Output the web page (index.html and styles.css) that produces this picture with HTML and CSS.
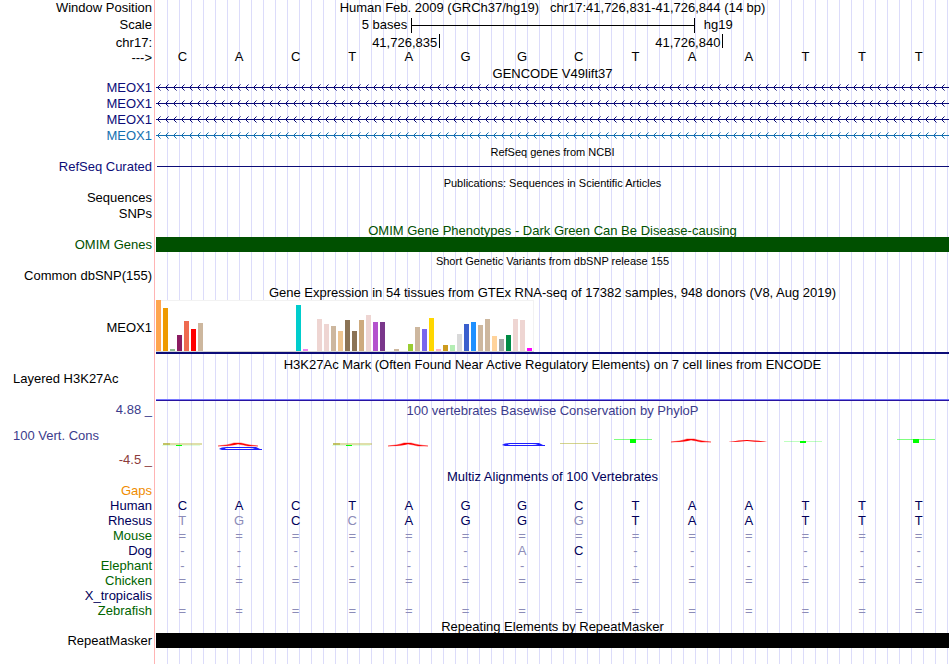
FILE: index.html
```html
<!DOCTYPE html>
<html lang="en">
<head>
<meta charset="utf-8">
<title>chr17:41,726,831-41,726,844</title>
<link rel="stylesheet" href="styles.css">
</head>
<body>
<main class="browser">
  <svg class="defs" aria-hidden="true">
    <defs>
      <pattern id="strand" width="8" height="16" patternUnits="userSpaceOnUse">
        <path d="M0 8h8v1H0zM2 7h1v1H2zM2 9h1v1H2zM3 6h1v1H3zM3 10h1v1H3z" fill="#0c0c78"/>
        <path d="M4 5h1v1H4zM4 11h1v1H4z" fill="#0c0c78" opacity=".55"/>
      </pattern>
      <pattern id="strand-blue" width="8" height="16" patternUnits="userSpaceOnUse">
        <path d="M0 8h8v1H0zM2 7h1v1H2zM2 9h1v1H2zM3 6h1v1H3zM3 10h1v1H3z" fill="#1470b0"/>
        <path d="M4 5h1v1H4zM4 11h1v1H4z" fill="#1470b0" opacity=".55"/>
      </pattern>
    </defs>
  </svg>

  <section class="track ruler">
    <div class="row"><span class="label">Window Position</span><h1 class="heading">Human Feb. 2009 (GRCh37/hg19)&nbsp;&nbsp; chr17:41,726,831-41,726,844 (14 bp)</h1></div>
    <div class="row tall"><span class="label">Scale</span><div class="scale"><span class="scale-text">5 bases</span><span class="scale-bar"></span><span>hg19</span></div></div>
    <div class="row low"><span class="label">chr17:</span><div class="ticks"><span class="tick">41,726,835</span><span class="tick">41,726,840</span></div></div>
    <div class="row short"><span class="label">---&gt;</span><div class="bases"><span>C</span><span>A</span><span>C</span><span>T</span><span>A</span><span>G</span><span>G</span><span>C</span><span>T</span><span>A</span><span>A</span><span>T</span><span>T</span><span>T</span></div></div>
  </section>

  <section class="track">
    <h2 class="title">GENCODE V49lift37</h2>
    <div class="row low navy"><span class="label">MEOX1</span><svg class="gene"><rect width="100%" height="16" fill="url(#strand)"/></svg></div>
    <div class="row low navy"><span class="label">MEOX1</span><svg class="gene"><rect width="100%" height="16" fill="url(#strand)"/></svg></div>
    <div class="row low navy"><span class="label">MEOX1</span><svg class="gene"><rect width="100%" height="16" fill="url(#strand)"/></svg></div>
    <div class="row low blue"><span class="label">MEOX1</span><svg class="gene"><rect width="100%" height="16" fill="url(#strand-blue)"/></svg></div>
  </section>

  <section class="track">
    <h2 class="title small">RefSeq genes from NCBI</h2>
    <div class="row short navy"><span class="label">RefSeq Curated</span><span class="intron"></span></div>
  </section>

  <section class="track">
    <h2 class="title small">Publications: Sequences in Scientific Articles</h2>
    <div class="row"><span class="label">Sequences</span></div>
    <div class="row"><span class="label">SNPs</span></div>
  </section>

  <section class="track omim">
    <h2 class="title">OMIM Gene Phenotypes - Dark Green Can Be Disease-causing</h2>
    <div class="row short"><span class="label">OMIM Genes</span><span class="block"></span></div>
  </section>

  <section class="track">
    <h2 class="title small">Short Genetic Variants from dbSNP release 155</h2>
    <div class="row"><span class="label">Common dbSNP(155)</span></div>
  </section>

  <section class="track gtex">
    <h2 class="title">Gene Expression in 54 tissues from GTEx RNA-seq of 17382 samples, 948 donors (V8, Aug 2019)</h2>
    <div class="row chart-row"><span class="label">MEOX1</span>
      <div class="chart">
        <svg width="378" height="52" shape-rendering="crispEdges" role="img" aria-label="MEOX1 expression by tissue">
          <rect width="378" height="52" fill="#fff"/>
          <path d="M0 0h378v1H0zM377 0h1v52h-1z" fill="#f2f2f2"/>
          <path d="M0 51h378v1H0z" fill="#d3d3d3"/>
          <rect x="0" y="0" width="5" height="51" fill="#ffa54f"/>
          <rect x="7" y="8" width="5" height="43" fill="#ee9a00"/>
          <rect x="14" y="49" width="5" height="2" fill="#8fbc8f"/>
          <rect x="21" y="35" width="5" height="16" fill="#8b1c62"/>
          <rect x="28" y="21" width="5" height="30" fill="#ee6a50"/>
          <rect x="35" y="29" width="5" height="22" fill="#ff0000"/>
          <rect x="42" y="23" width="5" height="28" fill="#cdb79e"/>
          <rect x="140" y="5" width="5" height="46" fill="#00cdcd"/>
          <rect x="147" y="49" width="5" height="2" fill="#ee82ee"/>
          <rect x="161" y="19" width="5" height="32" fill="#eed5d2"/>
          <rect x="168" y="24" width="5" height="27" fill="#eed5d2"/>
          <rect x="175" y="26" width="5" height="25" fill="#cdb79e"/>
          <rect x="182" y="31" width="5" height="20" fill="#eec591"/>
          <rect x="189" y="20" width="5" height="31" fill="#8b7355"/>
          <rect x="196" y="31" width="5" height="20" fill="#8b7355"/>
          <rect x="203" y="20" width="5" height="31" fill="#cdaa7d"/>
          <rect x="210" y="15" width="5" height="36" fill="#eed5d2"/>
          <rect x="217" y="22" width="5" height="29" fill="#b452cd"/>
          <rect x="224" y="22" width="5" height="29" fill="#7a378b"/>
          <rect x="238" y="49" width="5" height="2" fill="#cdb79e"/>
          <rect x="252" y="44" width="5" height="7" fill="#9acd32"/>
          <rect x="259" y="27" width="5" height="24" fill="#cdb79e"/>
          <rect x="266" y="29" width="5" height="22" fill="#7a67ee"/>
          <rect x="273" y="18" width="5" height="33" fill="#ffd700"/>
          <rect x="280" y="49" width="5" height="2" fill="#ffb6c1"/>
          <rect x="287" y="45" width="5" height="6" fill="#cd9b1d"/>
          <rect x="294" y="45" width="5" height="6" fill="#b4eeb4"/>
          <rect x="301" y="34" width="5" height="17" fill="#d9d9d9"/>
          <rect x="308" y="24" width="5" height="27" fill="#3a5fcd"/>
          <rect x="315" y="22" width="5" height="29" fill="#1e90ff"/>
          <rect x="322" y="25" width="5" height="26" fill="#cdb79e"/>
          <rect x="329" y="19" width="5" height="32" fill="#cdb79e"/>
          <rect x="336" y="36" width="5" height="15" fill="#ffd39b"/>
          <rect x="343" y="39" width="5" height="12" fill="#a6a6a6"/>
          <rect x="350" y="35" width="5" height="16" fill="#008b45"/>
          <rect x="357" y="19" width="5" height="32" fill="#eed5d2"/>
          <rect x="364" y="20" width="5" height="31" fill="#eed5d2"/>
          <rect x="371" y="48" width="5" height="3" fill="#ff00ff"/>
        </svg>
      </div>
    </div>
  </section>

  <section class="track h3k">
    <h2 class="title">H3K27Ac Mark (Often Found Near Active Regulatory Elements) on 7 cell lines from ENCODE</h2>
    <div class="row signal"><span class="label left">Layered H3K27Ac</span></div>
  </section>

  <section class="track cons">
    <div class="row cons-row">
      <div class="axis"><span class="top">4.88 _</span><span class="left">100 Vert. Cons</span><span class="bottom">-4.5 _</span></div>
      <div>
        <h2 class="plain-title">100 vertebrates Basewise Conservation by PhyloP</h2>
        <svg class="logo" viewBox="0 0 793 20" preserveAspectRatio="none" role="img" aria-label="Conservation scores by base">
          <defs>
            <g id="c-mark"><path d="M7 9h39v2H7z" fill="#b8b840" opacity=".45"/><path d="M7 9h7v2H7z" fill="#a8a820" opacity=".5"/><path d="M6 11h38v1H6z" fill="#00ff00" opacity=".12"/><path d="M20 11h6v1h-6z" fill="#00ff00"/></g>
            <path id="a-mark" d="M0 3Q11 2 16 0h7Q29 2 40 3L30 3Q26 2 20 1Q13 3 0 3Z" fill="#f00" stroke="#f00" stroke-width=".4"/>
            <path id="c-blue" d="M0 2Q2 0 8 0h29l4 2H36Q34 1 30 1H8Q5 2 6 2h37v1H3z" fill="#2020ff"/>
            <path id="t-mark" d="M0 0h38v1H0z" fill="#00ff00" opacity=".5"/>
          </defs>
          <use href="#c-mark"/>
          <use href="#a-mark" x="62" y="9"/>
          <use href="#c-blue" x="63" y="13"/>
          <use href="#c-mark" x="170"/>
          <use href="#a-mark" x="232" y="9"/>
          <use href="#c-blue" x="346" y="9"/>
          <path d="M404 9h38v1h-38z" fill="#b8b840" opacity=".6"/>
          <use href="#t-mark" x="458" y="5"/><path d="M474 5h6v4h-6z" fill="#0f0"/>
          <use href="#a-mark" x="515" y="5"/>
          <path d="M572 8q12-2 19-2t20 2q-12 0-20-1-8 1-19 1z" fill="#f00"/>
          <g opacity=".5"><use href="#t-mark" x="628" y="7"/></g><path d="M644 7h6v2h-6z" fill="#0f0"/>
          <use href="#t-mark" x="741" y="5"/><path d="M757 5h6v4h-6z" fill="#0f0"/>
        </svg>
      </div>
    </div>
  </section>

  <section class="track multiz">
    <h2 class="title">Multiz Alignments of 100 Vertebrates</h2>
    <div class="row short"><span class="label orange">Gaps</span></div>
    <div class="row short"><span class="label">Human</span><div class="bases"><span>C</span><span>A</span><span>C</span><span>T</span><span>A</span><span>G</span><span>G</span><span>C</span><span>T</span><span>A</span><span>A</span><span>T</span><span>T</span><span>T</span></div></div>
    <div class="row short"><span class="label">Rhesus</span><div class="bases"><i>T</i><i>G</i><span>C</span><i>C</i><span>A</span><span>G</span><span>G</span><i>G</i><span>T</span><span>A</span><span>A</span><span>T</span><span>T</span><span>T</span></div></div>
    <div class="row short"><span class="label green">Mouse</span><div class="bases"><i>=</i><i>=</i><i>=</i><i>=</i><i>=</i><i>=</i><i>=</i><i>=</i><i>=</i><i>=</i><i>=</i><i>=</i><i>=</i><i>=</i></div></div>
    <div class="row short"><span class="label">Dog</span><div class="bases"><i>-</i><i>-</i><i>-</i><i>-</i><i>-</i><i>-</i><i>A</i><span>C</span><i>-</i><i>-</i><i>-</i><i>-</i><i>-</i><i>-</i></div></div>
    <div class="row short"><span class="label green">Elephant</span><div class="bases"><i>-</i><i>-</i><i>-</i><i>-</i><i>-</i><i>-</i><i>-</i><i>-</i><i>-</i><i>-</i><i>-</i><i>-</i><i>-</i><i>-</i></div></div>
    <div class="row short"><span class="label green">Chicken</span><div class="bases"><i>=</i><i>=</i><i>=</i><i>=</i><i>=</i><i>=</i><i>=</i><i>=</i><i>=</i><i>=</i><i>=</i><i>=</i><i>=</i><i>=</i></div></div>
    <div class="row short"><span class="label">X_tropicalis</span></div>
    <div class="row short"><span class="label green">Zebrafish</span><div class="bases"><i>=</i><i>=</i><i>=</i><i>=</i><i>=</i><i>=</i><i>=</i><i>=</i><i>=</i><i>=</i><i>=</i><i>=</i><i>=</i><i>=</i></div></div>
  </section>

  <section class="track repeats">
    <h2 class="title">Repeating Elements by RepeatMasker</h2>
    <div class="row short"><span class="label">RepeatMasker</span><span class="block"></span></div>
  </section>
</main>
</body>
</html>
```
FILE: styles.css
```css
body {
  margin: 0;
  background: #fff;
  color: #000;
  font: 13px/15px "Liberation Sans", Arial, sans-serif;
}

/* Pink divider and vertical guide lines run behind every track. */
.browser {
  margin-right: 1px;
  padding-bottom: 16px;
  background:
    linear-gradient(#ffb4b4, #ffb4b4) 154px 0 / 1px 100% no-repeat,
    linear-gradient(#fff, #fff) 0 0 / 160px 100% no-repeat,
    repeating-linear-gradient(90deg, transparent 0 11px, #dcdcfa 11px 12px);
}

.defs {
  position: absolute;
  width: 0;
  height: 0;
}

h1,
h2 {
  margin: 0;
  font: inherit;
  text-align: center;
  white-space: nowrap;
}

.row {
  display: grid;
  grid-template-columns: 152px minmax(0, 1fr);
  column-gap: 4px;
  height: 16px;
  line-height: 16px;
}

.low {
  line-height: 18px;
}

.tall {
  height: 18px;
  line-height: 18px;
}

.short {
  height: 15px;
  line-height: 15px;
}

.label {
  text-align: right;
  white-space: nowrap;
}

.left {
  padding-left: 13px;
  text-align: left;
}

.title {
  height: 14px;
  margin-left: 156px;
  line-height: 18px;
}

.small {
  height: 16px;
  font-size: 11px;
  line-height: 19px;
}

.navy { color: #0c0c78; }
.blue { color: #1470b0; }
.label.green { color: #006400; }
.label.orange { color: #f08c00; }

.scale {
  display: grid;
  grid-template-columns: 32fr 36fr 32fr;
  column-gap: 4px;
}

.scale-text {
  text-align: right;
}

.scale-bar {
  align-self: center;
  height: 15px;
  margin-right: -1px;
  border: solid #000;
  border-width: 0 1px;
  background: linear-gradient(#000, #000) 0 50% / 100% 1px no-repeat;
}

.scale span:last-child {
  padding-left: 6px;
}

.ticks {
  display: grid;
  grid-template-columns: 5fr 5fr 4fr;
}

.tick {
  height: 14px;
  margin-right: -1px;
  padding-right: 2px;
  border-right: 1px solid #000;
  text-align: right;
}

.bases {
  display: grid;
  grid-template-columns: repeat(14, 1fr);
  text-align: center;
}

.bases > * {
  padding-right: 4px;
}

.bases i {
  color: #8c8cb8;
  font-style: normal;
}

.ruler .bases {
  line-height: 13px;
}

.gene {
  display: block;
  width: 100%;
  height: 16px;
}

.intron {
  align-self: center;
  height: 1px;
  margin-left: 1px;
  background: #0c0c78;
}

.omim {
  padding-top: 1px;
  color: #005000;
}

.block {
  background: currentColor;
}

.gtex {
  padding-top: 1px;
}

.omim .title,
.gtex .title,
.repeats .title {
  line-height: 16px;
}

.chart-row {
  height: 54px;
  margin-top: 1px;
  line-height: 56px;
}

.chart {
  align-self: start;
  border-bottom: 2px solid #0c0c78;
}

.chart svg {
  display: block;
}

.h3k {
  padding-top: 2px;
}

.signal {
  height: 31px;
  line-height: 17px;
  background: linear-gradient(#7878ff 50%, #2814a0 50%) 156px 100% / 100% 2px no-repeat;
}

.cons {
  color: #3c3c8c;
}

.cons-row {
  height: 67px;
}

.axis {
  display: grid;
  grid-template-rows: 18px 1fr 16px;
  align-items: center;
  text-align: right;
}

.bottom {
  color: #8c3c3c;
}

.plain-title {
  line-height: 20px;
}

.logo {
  display: block;
  width: 100%;
  height: 20px;
  margin-top: 13px;
}

.multiz {
  color: #00005a;
}

.multiz .title {
  height: 15px;
}

.repeats {
  padding-top: 1px;
}
```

**Requirement:** Using the material above, report each line where "index" occurs.

**Task solution:**
Output the web page (index.html and styles.css) that produces this picture with HTML and CSS.
FILE: index.html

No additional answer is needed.